In the past, courts have had little patience when federal agencies try to sidestep the regulatory process. During Mr. Trump’s first term, officials sometimes announced they had erased a regulation only to be reversed by the courts because they had skipped important steps. The administration lost 76 percent of cases in which its environmental policies were challenged, a much higher loss rate than previous administrations, according to a database kept by New York University’s Institute for Policy Integrity.

This time around, Trump administration officials may be hoping that the courts are more sympathetic. With three Supreme Court justices appointed by Mr. Trump, the court now has a conservative supermajority that has shown a deep skepticism toward environmental regulation.

In some cases, the administration’s actions could be legally defensible. For instance, in moving to repeal the limits on water flow in showers, Mr. Trump called for redefining “shower head.” In that case, the White House could try to argue that it is repealing something called an interpretive rule, rather than a major regulation, and doesn’t need to go through the same legal procedures. But, experts said, agencies couldn’t argue they are allowed to skip those steps just because Mr. Trump said so.

“It’s possible that notice and comment is unnecessary,” said Jonathan Adler, a conservative legal scholar at Case Western Reserve University. “Not because Trump is ordering a repeal, but because if the only thing that’s being repealed is a definition, there is a question of whether it’s an interpretive rule.”

Some say that Mr.
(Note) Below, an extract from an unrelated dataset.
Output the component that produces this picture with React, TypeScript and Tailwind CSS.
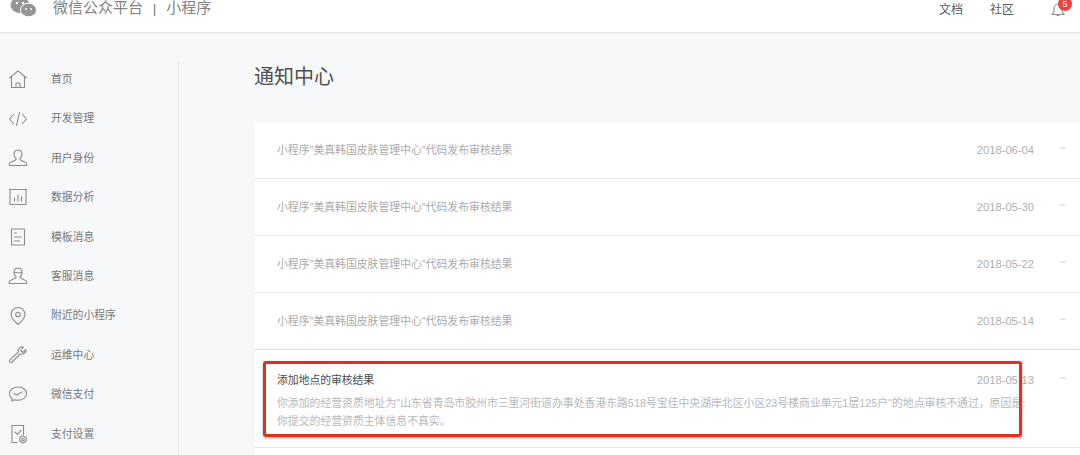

Trump’s plan to allow regulations to expire every five years could make it difficult for businesses to plan for the future.

The Federal Energy Regulatory Commission, for instance, has rules on everything from transmission lines to utility accounting, said Ari Peskoe, director of Harvard Law School’s Electricity Law Initiative. In theory, the new order would require them to expire periodically.

“The very first section of that order talks about how businesses need certainty,” said Lisa Heinzerling, a law professor at Georgetown University. “But the whole order is a recipe for perpetual uncertainty.”